What the task requires – Identify every line containing the word "Rebuild" and reproduce each one.

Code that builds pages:

>>>

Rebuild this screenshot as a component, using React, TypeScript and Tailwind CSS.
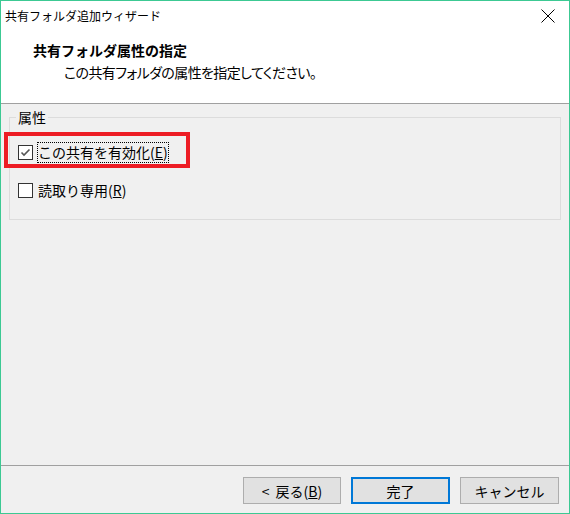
import React from "react";

function CheckBox({ checked }: { checked: boolean }) {
  return (
    <div className="w-[15px] h-[15px] border border-[#333333] bg-white flex items-center justify-center shrink-0">
      {checked && (
        <svg width="13" height="13" viewBox="0 0 13 13">
          <polyline points="2.5,6.5 5,9 10.5,3.5" fill="none" stroke="#555555" strokeWidth="1.6" />
        </svg>
      )}
    </div>
  );
}

export default function App() {
  return (
    <div className="w-[570px] h-[514px] border border-[#3cc993] bg-[#f0f0f0] flex flex-col font-['Noto_Sans_CJK_JP',sans-serif] text-black select-none">
      {/* title + header */}
      <div className="h-[103px] bg-white border-b border-[#a0a0a0] flex flex-col shrink-0">
        <div className="h-[30px] flex items-center justify-between pl-[4px] pr-[14px]">
          <span className="text-[12px] leading-[16px] -mt-[1px]">共有フォルダ追加ウィザード</span>
          <svg width="14" height="14" viewBox="0 0 14 14" className="-mt-[1px]">
            <line x1="0.5" y1="0.5" x2="13.5" y2="13.5" stroke="#000" strokeWidth="1" />
            <line x1="13.5" y1="0.5" x2="0.5" y2="13.5" stroke="#000" strokeWidth="1" />
          </svg>
        </div>
        <div className="pl-[32px] pt-[9px] text-[14px] leading-[20px] font-bold">共有フォルダ属性の指定</div>
        <div className="pl-[63px] pt-[2px] text-[14px] leading-[20px] tracking-[-0.6px] [font-feature-settings:'palt']">この共有フォルダの属性を指定してください。</div>
      </div>

      {/* body */}
      <div className="flex-1 relative">
        <fieldset className="mt-[4px] ml-[8px] mr-[8px] h-[112px] border border-[#dcdcdc] pl-[8px]">
          <legend className="-ml-[2px] px-[2px] text-[14px] leading-[18px]">属性</legend>
          <div className="flex items-center h-[21px] mt-[16px] gap-[4px]">
            <CheckBox checked={true} />
            <span className="text-[14px] leading-[19px] border border-dotted border-black px-[0px]">
              この共有を有効化(<span className="underline">E</span>)
            </span>
          </div>
          <div className="flex items-center h-[21px] mt-[17px] gap-[5px]">
            <CheckBox checked={false} />
            <span className="text-[14px] leading-[19px]">
              読取り専用(<span className="underline">R</span>)
            </span>
          </div>
        </fieldset>
        <div className="absolute left-[3px] top-[28px] w-[186px] h-[36px] border-[4px] border-[#ed1c24]" />
      </div>

      {/* footer */}
      <div className="h-[48px] border-t border-[#a0a0a0] flex items-start justify-end pt-[11px] pr-[10px] gap-[10px] shrink-0">
        <button className="w-[98px] h-[27px] bg-[#e1e1e1] border border-[#adadad] text-[14px] leading-[18px] flex items-center justify-center gap-[6px]">
          <span>&lt;</span>
          <span>戻る(<span className="underline">B</span>)</span>
        </button>
        <button className="w-[99px] h-[27px] bg-[#e1e1e1] border-2 border-[#0078d7] text-[14px] leading-[18px] flex items-center justify-center">
          完了
        </button>
        <button className="w-[99px] h-[27px] bg-[#e1e1e1] border border-[#adadad] text-[14px] leading-[18px] flex items-center justify-center">
          キャンセル
        </button>
      </div>
    </div>
  );
}
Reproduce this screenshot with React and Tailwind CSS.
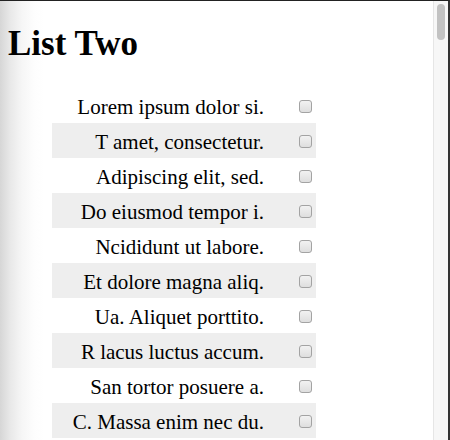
import React from "react";

const items = [
  "Lorem ipsum dolor si.",
  "T amet, consectetur.",
  "Adipiscing elit, sed.",
  "Do eiusmod tempor i.",
  "Ncididunt ut labore.",
  "Et dolore magna aliq.",
  "Ua. Aliquet porttito.",
  "R lacus luctus accum.",
  "San tortor posuere a.",
  "C. Massa enim nec du.",
];

export default function App() {
  return (
    <div className="w-[450px] h-[440px] overflow-hidden flex border-t border-[#222222] border-r-2 border-r-[#333333] bg-white">
      <div
        className="flex-1 h-full overflow-hidden bg-[linear-gradient(to_right,#d6d6d6_0px,#e8e8e8_10px,#f6f6f6_22px,#fdfdfd_34px,#ffffff_44px)]"
        style={{ fontFamily: '"Liberation Serif", "Times New Roman", serif' }}
      >
        <h1 className="mt-[24px] mb-[25px] pl-2 text-[35px] leading-[38px] font-bold text-black">
          List Two
        </h1>
        <ul className="ml-[52px] w-[264px]">
          {items.map((t, i) => (
            <li
              key={i}
              className={`flex h-[35px] ${i % 2 === 1 ? "bg-[#eeeeee]" : ""}`}
            >
              <span className="flex-1 text-right pt-2 text-[21px] leading-[22px] text-black whitespace-nowrap">
                {t}
              </span>
              <span className="w-[52px] flex justify-end pr-1">
                <input
                  type="checkbox"
                  className="appearance-none mt-3 w-[13px] h-[13px] rounded-[3px] border border-[#a3a3a3] bg-[linear-gradient(to_bottom,#f2f2f2,#dedede)]"
                />
              </span>
            </li>
          ))}
        </ul>
      </div>
      <div className="w-[15px] h-full bg-[#f7f7f7] border-l border-[#e6e6e6] flex justify-center pt-[3px]">
        <div className="w-[8px] h-[36px] rounded-full bg-[#c2c2c2]" />
      </div>
    </div>
  );
}
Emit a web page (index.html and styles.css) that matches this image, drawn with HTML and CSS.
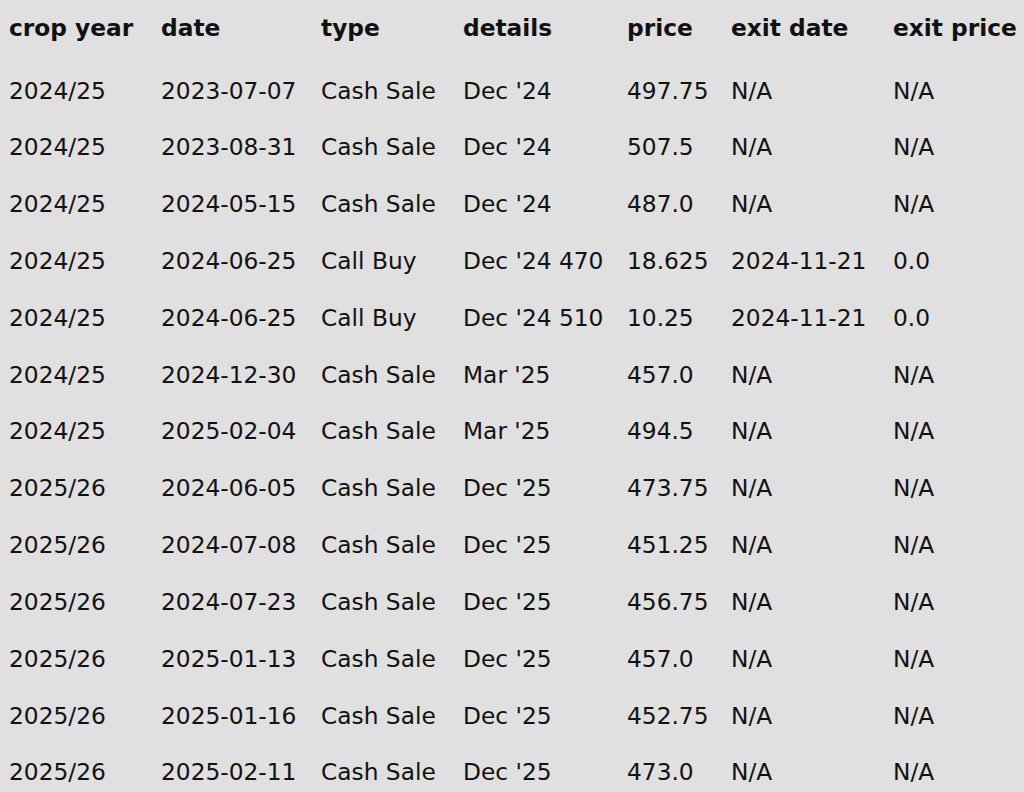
FILE: index.html
```html
<!DOCTYPE html>
<html>
<head>
<meta charset="utf-8">
<link rel="stylesheet" href="styles.css">
</head>
<body>
<table class="trades">
<colgroup>
<col class="c-crop"><col class="c-date"><col class="c-type"><col class="c-details"><col class="c-price"><col class="c-exitdate"><col class="c-exitprice">
</colgroup>
<thead>
<tr><th>crop year</th><th>date</th><th>type</th><th>details</th><th>price</th><th>exit date</th><th>exit price</th></tr>
</thead>
<tbody>
<tr><td>2024/25</td><td>2023-07-07</td><td>Cash Sale</td><td>Dec '24</td><td>497.75</td><td>N/A</td><td>N/A</td></tr>
<tr><td>2024/25</td><td>2023-08-31</td><td>Cash Sale</td><td>Dec '24</td><td>507.5</td><td>N/A</td><td>N/A</td></tr>
<tr><td>2024/25</td><td>2024-05-15</td><td>Cash Sale</td><td>Dec '24</td><td>487.0</td><td>N/A</td><td>N/A</td></tr>
<tr><td>2024/25</td><td>2024-06-25</td><td>Call Buy</td><td>Dec '24 470</td><td>18.625</td><td>2024-11-21</td><td>0.0</td></tr>
<tr><td>2024/25</td><td>2024-06-25</td><td>Call Buy</td><td>Dec '24 510</td><td>10.25</td><td>2024-11-21</td><td>0.0</td></tr>
<tr><td>2024/25</td><td>2024-12-30</td><td>Cash Sale</td><td>Mar '25</td><td>457.0</td><td>N/A</td><td>N/A</td></tr>
<tr><td>2024/25</td><td>2025-02-04</td><td>Cash Sale</td><td>Mar '25</td><td>494.5</td><td>N/A</td><td>N/A</td></tr>
<tr><td>2025/26</td><td>2024-06-05</td><td>Cash Sale</td><td>Dec '25</td><td>473.75</td><td>N/A</td><td>N/A</td></tr>
<tr><td>2025/26</td><td>2024-07-08</td><td>Cash Sale</td><td>Dec '25</td><td>451.25</td><td>N/A</td><td>N/A</td></tr>
<tr><td>2025/26</td><td>2024-07-23</td><td>Cash Sale</td><td>Dec '25</td><td>456.75</td><td>N/A</td><td>N/A</td></tr>
<tr><td>2025/26</td><td>2025-01-13</td><td>Cash Sale</td><td>Dec '25</td><td>457.0</td><td>N/A</td><td>N/A</td></tr>
<tr><td>2025/26</td><td>2025-01-16</td><td>Cash Sale</td><td>Dec '25</td><td>452.75</td><td>N/A</td><td>N/A</td></tr>
<tr><td>2025/26</td><td>2025-02-11</td><td>Cash Sale</td><td>Dec '25</td><td>473.0</td><td>N/A</td><td>N/A</td></tr>
</tbody>
</table>
</body>
</html>
```
FILE: styles.css
```css
html, body {
  margin: 0;
  padding: 0;
  background: #e0e0e0;
  overflow: hidden;
}
body {
  padding-left: 9px;
  font-family: "DejaVu Sans", sans-serif;
  font-size: 23.3px;
  color: #111;
}
.trades {
  border-collapse: collapse;
  white-space: nowrap;
  table-layout: fixed;
  width: 1044px;
}
.c-crop { width: 152px; }
.c-date { width: 160px; }
.c-type { width: 142px; }
.c-details { width: 164px; }
.c-price { width: 104px; }
.c-exitdate { width: 162px; }
.c-exitprice { width: 160px; }
.trades th,
.trades td {
  text-align: left;
  padding: 0;
  height: 56.83px;
  vertical-align: middle;
  overflow: visible;
}
.trades th {
  font-weight: bold;
  height: 55.6px;
  padding-bottom: 6px;
}
```
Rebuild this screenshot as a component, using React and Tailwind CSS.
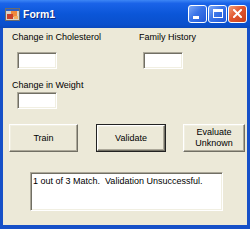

<<<

Output –
Rebuild this screenshot as a component, using React, TypeScript and Tailwind CSS.
Rebuild this screenshot as a component, using React and Tailwind CSS.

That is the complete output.